__Exercise__:
Locate each line of the material that contains "React", then return it.
· · ·
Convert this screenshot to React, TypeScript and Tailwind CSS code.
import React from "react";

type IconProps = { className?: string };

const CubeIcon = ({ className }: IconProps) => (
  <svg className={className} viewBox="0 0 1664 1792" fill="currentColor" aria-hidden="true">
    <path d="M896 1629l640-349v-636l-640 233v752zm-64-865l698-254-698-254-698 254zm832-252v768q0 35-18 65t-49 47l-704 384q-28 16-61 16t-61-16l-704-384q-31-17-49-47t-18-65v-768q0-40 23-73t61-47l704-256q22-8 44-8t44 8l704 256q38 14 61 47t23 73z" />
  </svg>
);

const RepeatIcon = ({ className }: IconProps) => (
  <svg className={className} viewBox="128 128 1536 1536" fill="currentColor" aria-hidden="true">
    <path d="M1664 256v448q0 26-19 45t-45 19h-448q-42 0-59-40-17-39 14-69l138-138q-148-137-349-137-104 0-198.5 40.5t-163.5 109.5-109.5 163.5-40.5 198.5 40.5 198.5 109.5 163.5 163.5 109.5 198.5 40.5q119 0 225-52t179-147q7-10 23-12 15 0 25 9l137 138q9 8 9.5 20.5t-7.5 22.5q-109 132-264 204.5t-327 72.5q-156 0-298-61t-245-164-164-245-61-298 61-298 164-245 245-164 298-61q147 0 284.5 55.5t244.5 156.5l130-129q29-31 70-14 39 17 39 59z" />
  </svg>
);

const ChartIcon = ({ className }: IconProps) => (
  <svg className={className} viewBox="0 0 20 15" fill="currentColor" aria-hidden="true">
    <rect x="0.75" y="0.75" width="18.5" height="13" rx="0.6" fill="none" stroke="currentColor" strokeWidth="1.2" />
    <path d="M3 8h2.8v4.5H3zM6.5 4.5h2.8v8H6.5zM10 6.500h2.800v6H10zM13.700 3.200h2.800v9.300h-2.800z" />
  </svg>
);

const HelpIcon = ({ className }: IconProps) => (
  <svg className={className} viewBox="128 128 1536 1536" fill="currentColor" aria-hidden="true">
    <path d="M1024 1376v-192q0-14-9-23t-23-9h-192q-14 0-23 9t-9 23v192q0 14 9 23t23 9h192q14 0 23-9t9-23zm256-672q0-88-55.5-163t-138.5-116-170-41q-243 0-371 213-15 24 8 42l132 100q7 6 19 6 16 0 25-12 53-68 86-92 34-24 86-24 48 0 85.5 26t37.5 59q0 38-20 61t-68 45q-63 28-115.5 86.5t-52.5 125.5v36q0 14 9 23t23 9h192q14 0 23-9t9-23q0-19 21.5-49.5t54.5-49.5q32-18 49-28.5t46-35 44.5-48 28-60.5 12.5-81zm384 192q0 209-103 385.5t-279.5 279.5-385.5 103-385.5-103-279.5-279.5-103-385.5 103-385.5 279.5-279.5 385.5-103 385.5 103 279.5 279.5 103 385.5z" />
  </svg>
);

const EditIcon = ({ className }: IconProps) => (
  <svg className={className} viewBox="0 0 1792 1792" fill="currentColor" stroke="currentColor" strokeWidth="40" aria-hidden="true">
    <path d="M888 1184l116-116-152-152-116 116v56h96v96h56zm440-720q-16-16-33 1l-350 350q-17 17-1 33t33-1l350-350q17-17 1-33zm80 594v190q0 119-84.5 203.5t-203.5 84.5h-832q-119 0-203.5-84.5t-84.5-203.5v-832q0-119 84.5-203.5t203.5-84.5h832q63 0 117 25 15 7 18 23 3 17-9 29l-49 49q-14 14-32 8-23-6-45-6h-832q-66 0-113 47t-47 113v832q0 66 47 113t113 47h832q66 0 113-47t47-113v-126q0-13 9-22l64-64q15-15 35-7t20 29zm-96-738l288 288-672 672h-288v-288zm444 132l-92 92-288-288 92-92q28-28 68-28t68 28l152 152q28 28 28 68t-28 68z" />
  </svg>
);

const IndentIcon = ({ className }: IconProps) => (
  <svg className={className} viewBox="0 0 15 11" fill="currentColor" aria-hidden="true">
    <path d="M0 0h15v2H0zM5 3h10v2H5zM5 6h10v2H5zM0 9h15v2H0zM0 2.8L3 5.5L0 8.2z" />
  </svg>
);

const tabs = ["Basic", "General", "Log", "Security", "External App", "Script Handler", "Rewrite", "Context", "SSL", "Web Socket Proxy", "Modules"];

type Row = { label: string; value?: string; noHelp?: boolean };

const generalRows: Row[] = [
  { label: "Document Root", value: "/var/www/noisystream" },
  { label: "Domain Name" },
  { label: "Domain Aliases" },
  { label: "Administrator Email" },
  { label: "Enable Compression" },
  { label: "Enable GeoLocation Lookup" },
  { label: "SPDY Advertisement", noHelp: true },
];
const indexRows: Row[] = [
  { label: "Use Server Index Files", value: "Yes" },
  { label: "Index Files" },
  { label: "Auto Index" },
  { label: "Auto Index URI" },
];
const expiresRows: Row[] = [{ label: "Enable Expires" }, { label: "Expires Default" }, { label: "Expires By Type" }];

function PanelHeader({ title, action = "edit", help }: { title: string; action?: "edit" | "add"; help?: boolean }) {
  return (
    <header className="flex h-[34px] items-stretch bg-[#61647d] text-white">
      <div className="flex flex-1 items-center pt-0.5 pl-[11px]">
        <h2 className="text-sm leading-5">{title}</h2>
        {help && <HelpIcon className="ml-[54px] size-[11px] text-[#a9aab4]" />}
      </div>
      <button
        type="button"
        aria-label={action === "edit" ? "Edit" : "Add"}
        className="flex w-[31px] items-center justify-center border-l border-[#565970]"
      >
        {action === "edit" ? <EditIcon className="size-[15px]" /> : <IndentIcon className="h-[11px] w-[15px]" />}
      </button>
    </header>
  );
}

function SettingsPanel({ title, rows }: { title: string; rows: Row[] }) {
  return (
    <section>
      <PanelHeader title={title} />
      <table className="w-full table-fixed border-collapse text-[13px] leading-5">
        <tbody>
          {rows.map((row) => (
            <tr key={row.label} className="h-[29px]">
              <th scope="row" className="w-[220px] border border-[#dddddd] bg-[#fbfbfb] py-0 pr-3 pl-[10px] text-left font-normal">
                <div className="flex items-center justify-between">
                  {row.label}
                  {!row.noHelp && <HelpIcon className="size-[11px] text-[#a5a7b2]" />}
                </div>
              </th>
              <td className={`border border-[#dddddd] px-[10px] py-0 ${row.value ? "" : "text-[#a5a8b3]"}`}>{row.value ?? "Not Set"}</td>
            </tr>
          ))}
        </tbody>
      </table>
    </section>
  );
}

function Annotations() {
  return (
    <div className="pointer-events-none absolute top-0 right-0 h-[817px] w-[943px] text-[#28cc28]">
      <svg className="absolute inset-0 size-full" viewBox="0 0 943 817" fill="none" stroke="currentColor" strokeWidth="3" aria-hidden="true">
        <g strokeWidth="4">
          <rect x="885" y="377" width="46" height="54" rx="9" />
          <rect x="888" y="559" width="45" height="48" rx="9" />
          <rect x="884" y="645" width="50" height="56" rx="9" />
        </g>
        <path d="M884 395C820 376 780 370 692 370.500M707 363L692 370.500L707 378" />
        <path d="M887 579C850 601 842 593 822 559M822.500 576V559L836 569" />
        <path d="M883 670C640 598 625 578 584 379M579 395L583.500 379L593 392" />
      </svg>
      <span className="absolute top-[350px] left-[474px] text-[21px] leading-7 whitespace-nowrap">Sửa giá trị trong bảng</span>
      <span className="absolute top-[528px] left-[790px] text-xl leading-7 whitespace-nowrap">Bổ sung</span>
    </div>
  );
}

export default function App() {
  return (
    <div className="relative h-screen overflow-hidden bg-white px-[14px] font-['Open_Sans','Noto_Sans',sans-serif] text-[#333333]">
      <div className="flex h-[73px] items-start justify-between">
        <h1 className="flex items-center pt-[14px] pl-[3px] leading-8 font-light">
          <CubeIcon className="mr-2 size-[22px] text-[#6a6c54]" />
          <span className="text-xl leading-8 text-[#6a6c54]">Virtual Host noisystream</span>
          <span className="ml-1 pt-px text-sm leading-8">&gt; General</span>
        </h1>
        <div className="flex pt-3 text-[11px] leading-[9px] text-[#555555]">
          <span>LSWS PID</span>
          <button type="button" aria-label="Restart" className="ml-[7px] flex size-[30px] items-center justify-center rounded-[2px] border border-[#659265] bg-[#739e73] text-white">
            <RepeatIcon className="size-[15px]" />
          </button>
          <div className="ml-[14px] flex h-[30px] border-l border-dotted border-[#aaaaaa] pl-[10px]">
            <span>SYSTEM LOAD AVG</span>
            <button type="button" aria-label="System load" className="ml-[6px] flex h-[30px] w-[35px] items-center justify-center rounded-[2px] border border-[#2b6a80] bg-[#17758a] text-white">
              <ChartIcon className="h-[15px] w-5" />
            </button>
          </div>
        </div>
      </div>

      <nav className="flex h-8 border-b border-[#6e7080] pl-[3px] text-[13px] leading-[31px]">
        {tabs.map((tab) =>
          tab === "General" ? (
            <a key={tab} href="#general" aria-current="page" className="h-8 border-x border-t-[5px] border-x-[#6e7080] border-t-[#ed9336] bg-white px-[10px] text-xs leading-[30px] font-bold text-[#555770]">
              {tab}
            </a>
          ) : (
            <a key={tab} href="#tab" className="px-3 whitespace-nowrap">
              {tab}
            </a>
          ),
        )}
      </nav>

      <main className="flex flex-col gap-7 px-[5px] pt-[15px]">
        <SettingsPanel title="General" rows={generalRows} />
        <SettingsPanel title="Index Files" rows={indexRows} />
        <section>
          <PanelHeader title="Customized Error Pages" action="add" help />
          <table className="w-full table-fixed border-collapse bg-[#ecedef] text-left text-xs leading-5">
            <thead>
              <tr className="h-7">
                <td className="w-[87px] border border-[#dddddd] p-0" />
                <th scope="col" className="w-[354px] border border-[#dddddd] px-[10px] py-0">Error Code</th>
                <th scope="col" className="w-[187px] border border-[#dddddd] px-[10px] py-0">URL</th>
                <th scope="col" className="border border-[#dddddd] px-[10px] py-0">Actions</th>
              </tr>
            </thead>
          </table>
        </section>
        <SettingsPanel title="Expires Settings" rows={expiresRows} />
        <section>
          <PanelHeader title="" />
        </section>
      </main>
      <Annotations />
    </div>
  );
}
· · ·
__Task answer__:
Convert this screenshot to React, TypeScript and Tailwind CSS code.
import React from "react";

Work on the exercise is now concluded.